Requirement:
Your task is to output the listing word for word, with pictures excluded.

Raw data:
┏━━
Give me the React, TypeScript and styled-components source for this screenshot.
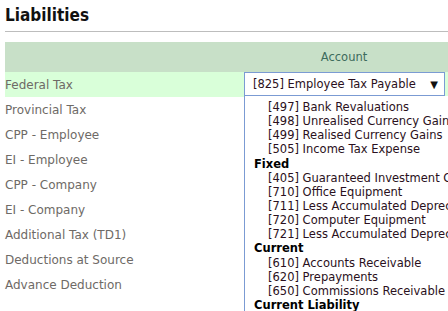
import React from 'react';
import styled, { createGlobalStyle } from 'styled-components';

const Global = createGlobalStyle`
  html, body { margin: 0; padding: 0; background: #fff; overflow: hidden; }
  body { font-family: "DejaVu Sans", Verdana, sans-serif; }
`;

const Page = styled.div`
  width: 448px;
  height: 311px;
  padding: 0 0 0 5px;
  box-sizing: border-box;
  overflow: hidden;
`;

const Title = styled.h2`
  margin: 0;
  padding-top: 4px;
  height: 27px;
  font-family: "DejaVu Sans Condensed", "DejaVu Sans", sans-serif;
  font-size: 17px;
  font-weight: bold;
  color: #111;
  line-height: 22px;
`;

const Rule = styled.div`
  height: 1px;
  background: #bdbdbd;
  margin-bottom: 10px;
`;

const Table = styled.div`
  display: grid;
  grid-template-columns: 235px 1fr;
`;

const HeadCell = styled.div`
  height: 30px;
  background: #c8e0c8;
  color: #3d6b5c;
  font-size: 11.5px;
  display: flex;
  align-items: center;
  justify-content: center;
`;

const Label = styled.div<{ $active?: boolean }>`
  height: 25px;
  display: flex;
  align-items: center;
  font-size: 12px;
  color: #6e6a66;
  background: ${p => (p.$active ? '#d9ffd9' : 'transparent')};
`;

const Field = styled.div<{ $active?: boolean }>`
  height: 25px;
  position: relative;
  padding: 0 0 0 4px;
  background: ${p => (p.$active ? '#d9ffd9' : 'transparent')};
`;

const Select = styled.div`
  height: 24px;
  width: 201px;
  box-sizing: border-box;
  border: 1px solid #7b9bd3;
  background: #fff;
  display: flex;
  align-items: center;
  justify-content: space-between;
  padding: 0 6px 0 8px;
  font-size: 11.5px;
  color: #2a1020;
`;

const Arrow = styled.span`
  font-size: 10px;
  color: #111;
`;

const List = styled.div`
  position: absolute;
  left: 4px;
  top: 24px;
  width: 230px;
  background: #fff;
  border-left: 1px solid #7b9bd3;
  padding-top: 4px;
  z-index: 2;
`;

const Group = styled.div`
  font-size: 11.5px;
  font-weight: bold;
  color: #000;
  height: 14.15px;
  line-height: 14px;
  padding-left: 9px;
  white-space: nowrap;
`;

const Option = styled.div`
  font-size: 11.5px;
  color: #2a1020;
  height: 14.15px;
  line-height: 14px;
  padding-left: 23px;
  white-space: nowrap;
`;

type Item = { group?: string; code?: string; name?: string };

const items: Item[] = [
  { code: '497', name: 'Bank Revaluations' },
  { code: '498', name: 'Unrealised Currency Gains' },
  { code: '499', name: 'Realised Currency Gains' },
  { code: '505', name: 'Income Tax Expense' },
  { group: 'Fixed' },
  { code: '405', name: 'Guaranteed Investment Certificates' },
  { code: '710', name: 'Office Equipment' },
  { code: '711', name: 'Less Accumulated Depreciation' },
  { code: '720', name: 'Computer Equipment' },
  { code: '721', name: 'Less Accumulated Depreciation' },
  { group: 'Current' },
  { code: '610', name: 'Accounts Receivable' },
  { code: '620', name: 'Prepayments' },
  { code: '650', name: 'Commissions Receivable' },
  { group: 'Current Liability' },
  { code: '800', name: 'Accounts Payable' },
];

const labels = [
  'Federal Tax',
  'Provincial Tax',
  'CPP - Employee',
  'EI - Employee',
  'CPP - Company',
  'EI - Company',
  'Additional Tax (TD1)',
  'Deductions at Source',
  'Advance Deduction',
];

export default function App() {
  return (
    <Page>
      <Global />
      <Title>Liabilities</Title>
      <Rule />
      <Table>
        <HeadCell />
        <HeadCell>Account</HeadCell>
        {labels.map((l, i) => (
          <React.Fragment key={l}>
            <Label $active={i === 0}>{l}</Label>
            <Field $active={i === 0}>
              {i === 0 && (
                <>
                  <Select>
                    <span>[825] Employee Tax Payable</span>
                    <Arrow>▼</Arrow>
                  </Select>
                  <List>
                    {items.map((it, j) =>
                      it.group ? (
                        <Group key={j}>{it.group}</Group>
                      ) : (
                        <Option key={j}>[{it.code}] {it.name}</Option>
                      )
                    )}
                  </List>
                </>
              )}
            </Field>
          </React.Fragment>
        ))}
      </Table>
    </Page>
  );
}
┗━━
Result of the exercise:
Give me the React, TypeScript and styled-components source for this screenshot.
import React from 'react';
import styled, { createGlobalStyle } from 'styled-components';

const Global = createGlobalStyle`
  html, body { margin: 0; padding: 0; background: #fff; overflow: hidden; }
  body { font-family: "DejaVu Sans", Verdana, sans-serif; }
`;

const Page = styled.div`
  width: 448px;
  height: 311px;
  padding: 0 0 0 5px;
  box-sizing: border-box;
  overflow: hidden;
`;

const Title = styled.h2`
  margin: 0;
  padding-top: 4px;
  height: 27px;
  font-family: "DejaVu Sans Condensed", "DejaVu Sans", sans-serif;
  font-size: 17px;
  font-weight: bold;
  color: #111;
  line-height: 22px;
`;

const Rule = styled.div`
  height: 1px;
  background: #bdbdbd;
  margin-bottom: 10px;
`;

const Table = styled.div`
  display: grid;
  grid-template-columns: 235px 1fr;
`;

const HeadCell = styled.div`
  height: 30px;
  background: #c8e0c8;
  color: #3d6b5c;
  font-size: 11.5px;
  display: flex;
  align-items: center;
  justify-content: center;
`;

const Label = styled.div<{ $active?: boolean }>`
  height: 25px;
  display: flex;
  align-items: center;
  font-size: 12px;
  color: #6e6a66;
  background: ${p => (p.$active ? '#d9ffd9' : 'transparent')};
`;

const Field = styled.div<{ $active?: boolean }>`
  height: 25px;
  position: relative;
  padding: 0 0 0 4px;
  background: ${p => (p.$active ? '#d9ffd9' : 'transparent')};
`;

const Select = styled.div`
  height: 24px;
  width: 201px;
  box-sizing: border-box;
  border: 1px solid #7b9bd3;
  background: #fff;
  display: flex;
  align-items: center;
  justify-content: space-between;
  padding: 0 6px 0 8px;
  font-size: 11.5px;
  color: #2a1020;
`;

const Arrow = styled.span`
  font-size: 10px;
  color: #111;
`;

const List = styled.div`
  position: absolute;
  left: 4px;
  top: 24px;
  width: 230px;
  background: #fff;
  border-left: 1px solid #7b9bd3;
  padding-top: 4px;
  z-index: 2;
`;

const Group = styled.div`
  font-size: 11.5px;
  font-weight: bold;
  color: #000;
  height: 14.15px;
  line-height: 14px;
  padding-left: 9px;
  white-space: nowrap;
`;

const Option = styled.div`
  font-size: 11.5px;
  color: #2a1020;
  height: 14.15px;
  line-height: 14px;
  padding-left: 23px;
  white-space: nowrap;
`;

type Item = { group?: string; code?: string; name?: string };

const items: Item[] = [
  { code: '497', name: 'Bank Revaluations' },
  { code: '498', name: 'Unrealised Currency Gains' },
  { code: '499', name: 'Realised Currency Gains' },
  { code: '505', name: 'Income Tax Expense' },
  { group: 'Fixed' },
  { code: '405', name: 'Guaranteed Investment Certificates' },
  { code: '710', name: 'Office Equipment' },
  { code: '711', name: 'Less Accumulated Depreciation' },
  { code: '720', name: 'Computer Equipment' },
  { code: '721', name: 'Less Accumulated Depreciation' },
  { group: 'Current' },
  { code: '610', name: 'Accounts Receivable' },
  { code: '620', name: 'Prepayments' },
  { code: '650', name: 'Commissions Receivable' },
  { group: 'Current Liability' },
  { code: '800', name: 'Accounts Payable' },
];

const labels = [
  'Federal Tax',
  'Provincial Tax',
  'CPP - Employee',
  'EI - Employee',
  'CPP - Company',
  'EI - Company',
  'Additional Tax (TD1)',
  'Deductions at Source',
  'Advance Deduction',
];

export default function App() {
  return (
    <Page>
      <Global />
      <Title>Liabilities</Title>
      <Rule />
      <Table>
        <HeadCell />
        <HeadCell>Account</HeadCell>
        {labels.map((l, i) => (
          <React.Fragment key={l}>
            <Label $active={i === 0}>{l}</Label>
            <Field $active={i === 0}>
              {i === 0 && (
                <>
                  <Select>
                    <span>[825] Employee Tax Payable</span>
                    <Arrow>▼</Arrow>
                  </Select>
                  <List>
                    {items.map((it, j) =>
                      it.group ? (
                        <Group key={j}>{it.group}</Group>
                      ) : (
                        <Option key={j}>[{it.code}] {it.name}</Option>
                      )
                    )}
                  </List>
                </>
              )}
            </Field>
          </React.Fragment>
        ))}
      </Table>
    </Page>
  );
}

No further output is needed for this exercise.